What was the worst insult you endured because of being fat?
The worst was when I pulled into the Four Seasons Hotel and the valet asked me when I was due. I did put that in the show. I said, 11 weeks. And then I went inside and freaked.
Did you have anyone in your life, friend or family member, who told you the truth?
My dad, actually. When I went home to Kansas about six months ago, he said, "Hey kid, you're looking a little porky." I was like, "Thanks, Dad."
Would you ever consider lipo or stomach stapling?
No. What are they going to do, lipo my entire body? I'd die of too much blood loss. And stomach stapling? No, no, no. I will never ever go there. Do we really have enough information to know if over the next 30 years there won't be some incredible side effects to that? I know people who've had their stomachs stapled, and they do have incredibly weird things going on right now.
You did tell Oprah that you aren't having sex. What's with that?
That's true. I'm not going to have sex while I am fat. That's one thing you won't see me doing ever while I'm fat. I'm sort of inhibited and shy anyway. I'm not the girl who comes out and does a pole dance for the dude. It's probably not right. I should probably be happy with the way I look and happy with the way my body is and happy that someone would want to have sex with me, but I'm not. The next time I have sex, I'm going to tell you about it and I want it reported in the magazine. [laughs]
Are you dating anyone?
Sort of, maybe. No, I wouldn't say dating. He doesn't live in this country. He's just an artist that I met in Italy.
What have you learned from this whole experience?

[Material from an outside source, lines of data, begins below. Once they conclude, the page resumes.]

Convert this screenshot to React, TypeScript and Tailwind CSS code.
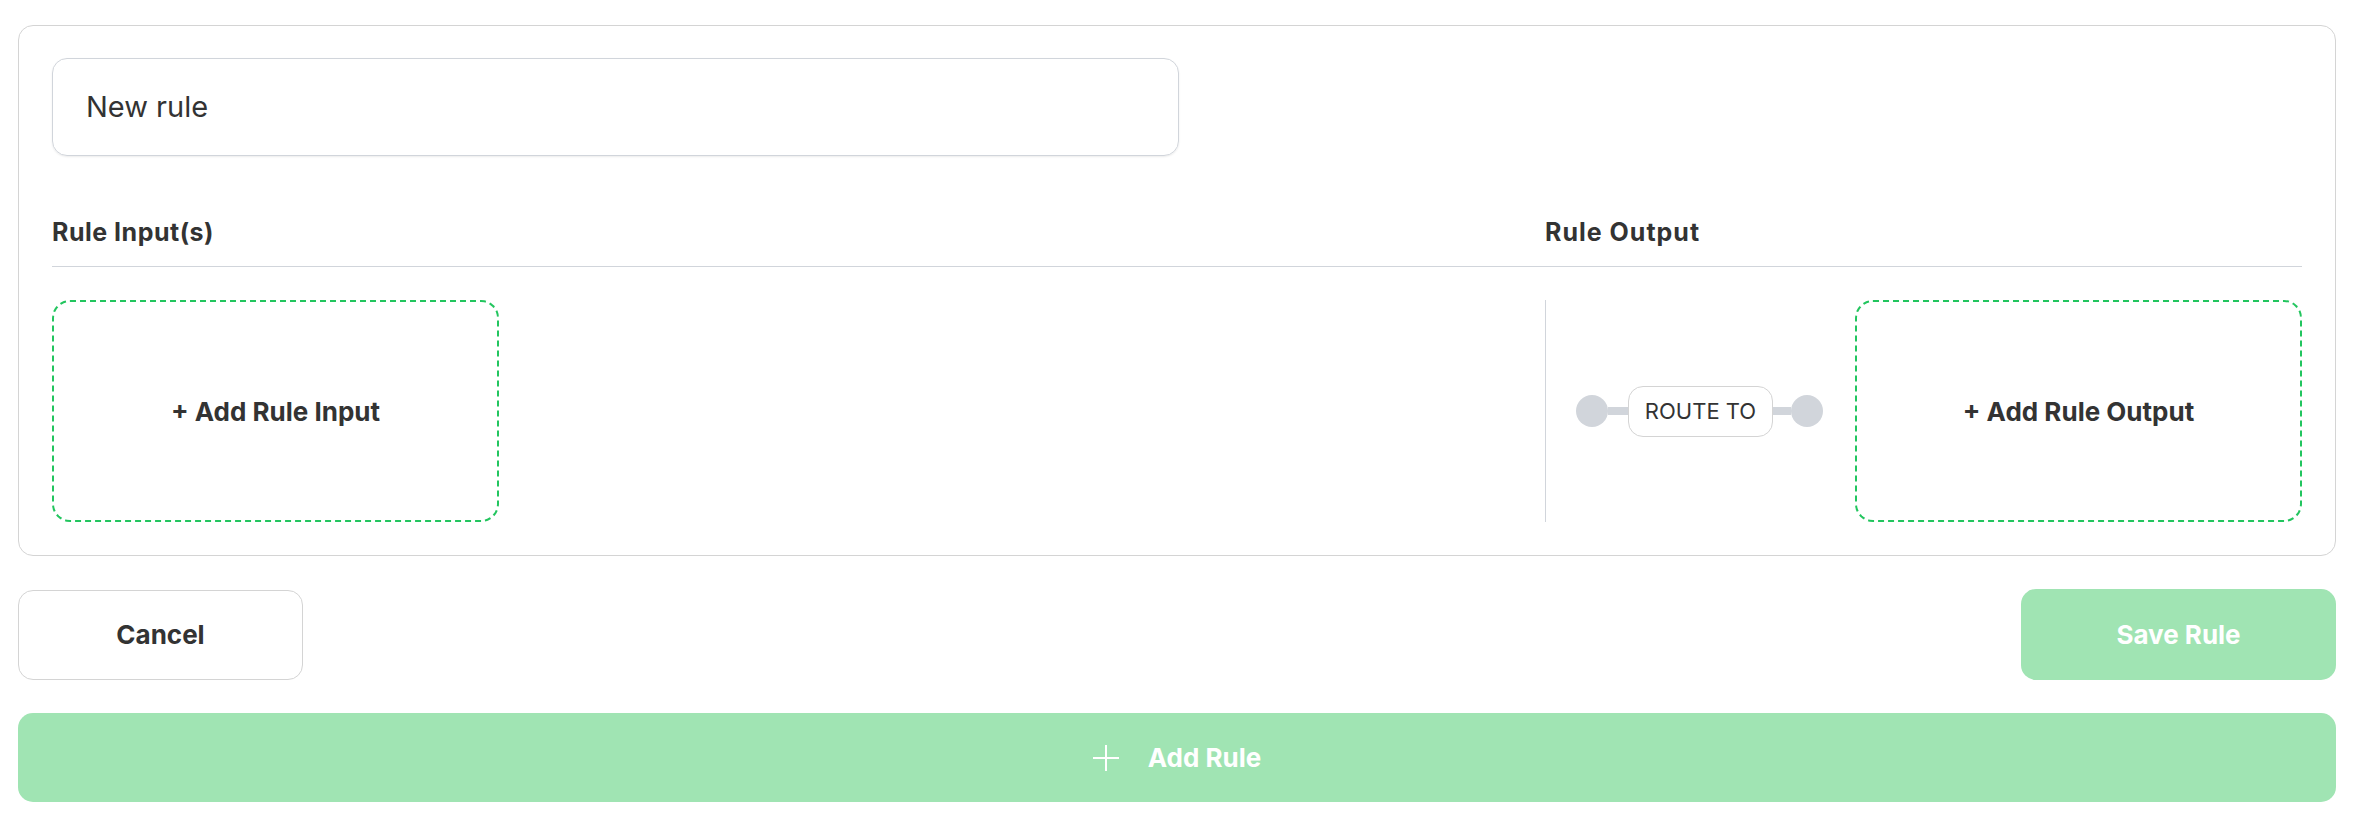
function DropZone({ label }: { label: string }) {
  return (
    <button className="flex h-[222px] w-[447px] shrink-0 items-center justify-center rounded-[18px] border-2 border-dashed border-[#22c55e] bg-white text-[26px] font-bold text-[#333]">
      {label}
    </button>
  );
}

function RouteConnector() {
  return (
    <div className="flex items-center">
      <div className="h-[32px] w-[32px] rounded-full bg-[#d1d5db]" />
      <div className="h-[8px] w-[20px] bg-[#d1d5db]" />
      <div className="flex h-[51px] w-[145px] items-center justify-center rounded-[15px] border-[1.5px] border-[#d4d4d4] bg-white text-[22px] text-[#333]">
        ROUTE TO
      </div>
      <div className="h-[8px] w-[18px] bg-[#d1d5db]" />
      <div className="h-[32px] w-[32px] rounded-full bg-[#d1d5db]" />
    </div>
  );
}

export default function App() {
  return (
    <div className="min-h-screen bg-white pl-[18px] pt-[25px] font-['Inter',sans-serif] text-[#333]">
      <div className="w-[2318px]">
        {/* Rule editor card */}
        <div className="rounded-[15px] border-[1.5px] border-[#d4d4d4] px-[33px] pb-[33px] pt-[32px]">
          <div className="flex h-[98px] w-[1127px] items-center rounded-[15px] border-[1.5px] border-[#d1d5db] px-[33px] text-[29px] shadow-[0_1px_2px_rgba(0,0,0,0.08)]">
            New rule
          </div>

          {/* Headers */}
          <div className="mt-[58px] flex border-b-[1.5px] border-[#d1d5db] pb-[16px] text-[25px] font-bold leading-[36px] tracking-[0.02em]">
            <div className="w-[1493px]">Rule Input(s)</div>
            <div className="tracking-[0.04em]">Rule Output</div>
          </div>

          {/* Inputs / outputs */}
          <div className="flex pt-[33px]">
            <div className="w-[1493px]">
              <DropZone label="+ Add Rule Input" />
            </div>
            <div className="flex flex-1 items-center border-l-[1.5px] border-[#d1d5db] pl-[30px]">
              <RouteConnector />
              <div className="ml-auto">
                <DropZone label="+ Add Rule Output" />
              </div>
            </div>
          </div>
        </div>

        {/* Actions */}
        <div className="mt-[33px] flex items-center justify-between">
          <button className="h-[90px] w-[285px] rounded-[15px] border-[1.5px] border-[#d4d4d4] bg-white text-[26px] font-bold text-[#333]">
            Cancel
          </button>
          <button className="h-[91px] w-[315px] rounded-[15px] bg-[#a0e4b3] text-[26px] font-bold text-white">
            Save Rule
          </button>
        </div>

        <button className="mt-[33px] flex h-[89px] w-full items-center justify-center gap-[29px] rounded-[15px] bg-[#a0e4b3] text-[26px] font-bold text-white">
          <svg width="26" height="26" viewBox="0 0 26 26" fill="none" stroke="currentColor" strokeWidth="2">
            <path d="M13 0v26M0 13h26" />
          </svg>
          Add Rule
        </button>
      </div>
    </div>
  );
}
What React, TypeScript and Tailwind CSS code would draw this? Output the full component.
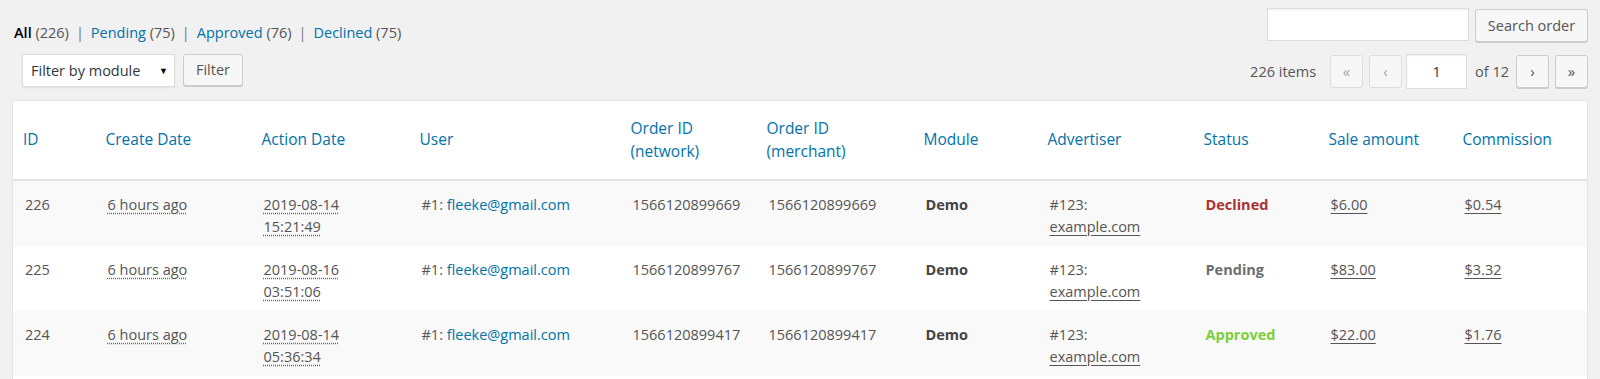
import { ReactNode } from "react";

interface Order {
  id: number;
  created: string;
  actionDate: string;
  actionTime: string;
  email: string;
  network: string;
  merchant: string;
  status: "Declined" | "Pending" | "Approved";
  sale: string;
  commission: string;
}

const orders: Order[] = [
  {
    id: 226,
    created: "6 hours ago",
    actionDate: "2019-08-14",
    actionTime: "15:21:49",
    email: "fleeke@gmail.com",
    network: "1566120899669",
    merchant: "1566120899669",
    status: "Declined",
    sale: "$6.00",
    commission: "$0.54",
  },
  {
    id: 225,
    created: "6 hours ago",
    actionDate: "2019-08-16",
    actionTime: "03:51:06",
    email: "fleeke@gmail.com",
    network: "1566120899767",
    merchant: "1566120899767",
    status: "Pending",
    sale: "$83.00",
    commission: "$3.32",
  },
  {
    id: 224,
    created: "6 hours ago",
    actionDate: "2019-08-14",
    actionTime: "05:36:34",
    email: "fleeke@gmail.com",
    network: "1566120899417",
    merchant: "1566120899417",
    status: "Approved",
    sale: "$22.00",
    commission: "$1.76",
  },
];

const statusColor = {
  Declined: "text-[#a83232]",
  Pending: "text-[#6b6e72]",
  Approved: "text-[#7ad03a]",
};

const headers: { label: ReactNode; width: string }[] = [
  { label: "ID", width: "w-[83px]" },
  { label: "Create Date", width: "w-[156px]" },
  { label: "Action Date", width: "w-[158px]" },
  { label: "User", width: "w-[211px]" },
  { label: <>Order ID<br />(network)</>, width: "w-[136px]" },
  { label: <>Order ID<br />(merchant)</>, width: "w-[157px]" },
  { label: "Module", width: "w-[124px]" },
  { label: "Advertiser", width: "w-[156px]" },
  { label: "Status", width: "w-[125px]" },
  { label: "Sale amount", width: "w-[134px]" },
  { label: "Commission", width: "" },
];

function Dotted({ children }: { children: ReactNode }) {
  return (
    <span className="underline decoration-dotted decoration-[#666] underline-offset-[3px]">
      {children}
    </span>
  );
}

function PageButton({ children, disabled }: { children: ReactNode; disabled?: boolean }) {
  return (
    <span
      className={
        disabled
          ? "flex h-[33px] w-[33px] items-center justify-center rounded-[3px] border border-[#ddd] bg-[#f7f7f7] text-[15px] text-[#a0a5aa]"
          : "flex h-[33px] w-[33px] items-center justify-center rounded-[3px] border border-[#ccc] bg-[#f7f7f7] text-[15px] text-[#555] shadow-[0_1px_0_#ccc]"
      }
    >
      {children}
    </span>
  );
}

export default function App() {
  return (
    <div
      className="min-h-screen bg-[#f1f1f1] px-3 pt-2 text-[14.5px] text-[#555]"
      style={{ fontFamily: '"Open Sans", "Noto Sans", sans-serif' }}
    >
      <div className="flex justify-between">
        <ul className="flex pt-[14px] pl-[2px] leading-[22px]">
          <li>
            <span className="font-semibold text-black">All</span> (226)
            <span className="px-[7px] text-[#72777c]">|</span>
          </li>
          <li>
            <span className="text-[#0073aa]">Pending</span> (75)
            <span className="px-[7px] text-[#72777c]">|</span>
          </li>
          <li>
            <span className="text-[#0073aa]">Approved</span> (76)
            <span className="px-[7px] text-[#72777c]">|</span>
          </li>
          <li>
            <span className="text-[#0073aa]">Declined</span> (75)
          </li>
        </ul>
        <div className="flex gap-[6px]">
          <div className="h-[33px] w-[202px] border border-[#ddd] bg-white shadow-[inset_0_1px_2px_rgba(0,0,0,0.07)]" />
          <button className="mt-px h-[33px] w-[113px] rounded-[3px] border border-[#ccc] bg-[#f7f7f7] text-[#555] shadow-[0_1px_0_#ccc]">
            Search order
          </button>
        </div>
      </div>

      <div className="mt-[10px] flex items-start justify-between">
        <div className="flex gap-2 pl-[10px]">
          <div className="flex h-[33px] w-[153px] items-center justify-between border border-[#ddd] bg-white pl-[8px] pr-[6px] text-[#32373c] shadow-[0_1px_2px_rgba(0,0,0,0.07)]">
            <span>Filter by module</span>
            <span className="text-[9px] text-black">▼</span>
          </div>
          <button className="h-[32px] w-[60px] rounded-[3px] border border-[#ccc] bg-[#f7f7f7] text-[#555] shadow-[0_1px_0_#ccc]">
            Filter
          </button>
        </div>
        <div className="flex items-center">
          <span className="mr-[14px]">226 items</span>
          <PageButton disabled>«</PageButton>
          <span className="w-[6px]" />
          <PageButton disabled>‹</PageButton>
          <div className="ml-[4px] flex h-[35px] w-[61px] items-center justify-center border border-[#ddd] bg-white text-[#32373c] shadow-[inset_0_1px_2px_rgba(0,0,0,0.07)]">
            1
          </div>
          <span className="ml-[8px] mr-[7px]">of 12</span>
          <PageButton>›</PageButton>
          <span className="w-[6px]" />
          <PageButton>»</PageButton>
        </div>
      </div>

      <table className="mt-[11px] w-full table-fixed border border-[#e5e5e5] bg-white shadow-[0_1px_1px_rgba(0,0,0,0.04)]">
        <colgroup>
          {headers.map((h, i) => (
            <col key={i} className={h.width} />
          ))}
        </colgroup>
        <thead>
          <tr className="h-[79px] border-b-2 border-[#e5e5e5]">
            {headers.map((h, i) => (
              <th
                key={i}
                className="px-[10px] text-left align-middle text-[15.5px] font-normal leading-[23px] text-[#0073aa]"
              >
                {h.label}
              </th>
            ))}
          </tr>
        </thead>
        <tbody>
          {orders.map((o, i) => (
            <tr key={o.id} className={i % 2 === 0 ? "h-[65px] bg-[#f9f9f9]" : "h-[65px] bg-white"}>
              <td className="px-[12px] pt-[13px] pb-[8px] align-top leading-[22px]">{o.id}</td>
              <td className="px-[12px] pt-[13px] pb-[8px] align-top leading-[22px]">
                <Dotted>{o.created}</Dotted>
              </td>
              <td className="px-[12px] pt-[13px] pb-[8px] align-top leading-[22px]">
                <Dotted>{o.actionDate}</Dotted>
                <br />
                <Dotted>{o.actionTime}</Dotted>
              </td>
              <td className="px-[12px] pt-[13px] pb-[8px] align-top leading-[22px]">
                #1: <span className="text-[#0073aa]">{o.email}</span>
              </td>
              <td className="px-[12px] pt-[13px] pb-[8px] align-top leading-[22px]">{o.network}</td>
              <td className="px-[12px] pt-[13px] pb-[8px] align-top leading-[22px]">{o.merchant}</td>
              <td className="px-[12px] pt-[13px] pb-[8px] align-top font-bold leading-[22px] text-[#444]">Demo</td>
              <td className="px-[12px] pt-[13px] pb-[8px] align-top leading-[22px]">
                #123:
                <br />
                <span className="underline underline-offset-[3px]">example.com</span>
              </td>
              <td className={`px-[12px] pt-[13px] pb-[8px] align-top font-bold leading-[22px] ${statusColor[o.status]}`}>
                {o.status}
              </td>
              <td className="px-[12px] pt-[13px] pb-[8px] align-top leading-[22px]">
                <span className="underline underline-offset-[3px]">{o.sale}</span>
              </td>
              <td className="px-[12px] pt-[13px] pb-[8px] align-top leading-[22px]">
                <span className="underline underline-offset-[3px]">{o.commission}</span>
              </td>
            </tr>
          ))}
          <tr className="h-[12px] bg-white">
            <td colSpan={11} />
          </tr>
        </tbody>
      </table>
    </div>
  );
}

I've learned a couple of things; the most important thing is you can either create a beautiful life or you can be a victim. Here I am, I sort of stumbled into being fat. I'm not saying I'm totally responsible, but I sort of wasn't paying attention. I can either be the victim of being fat, or I can say, "Okay, so you're fat, what are you going to do? I just thought you don't stop living, you keep living and create with what you've got. I created myself into this fat thing, I'll create myself out of it."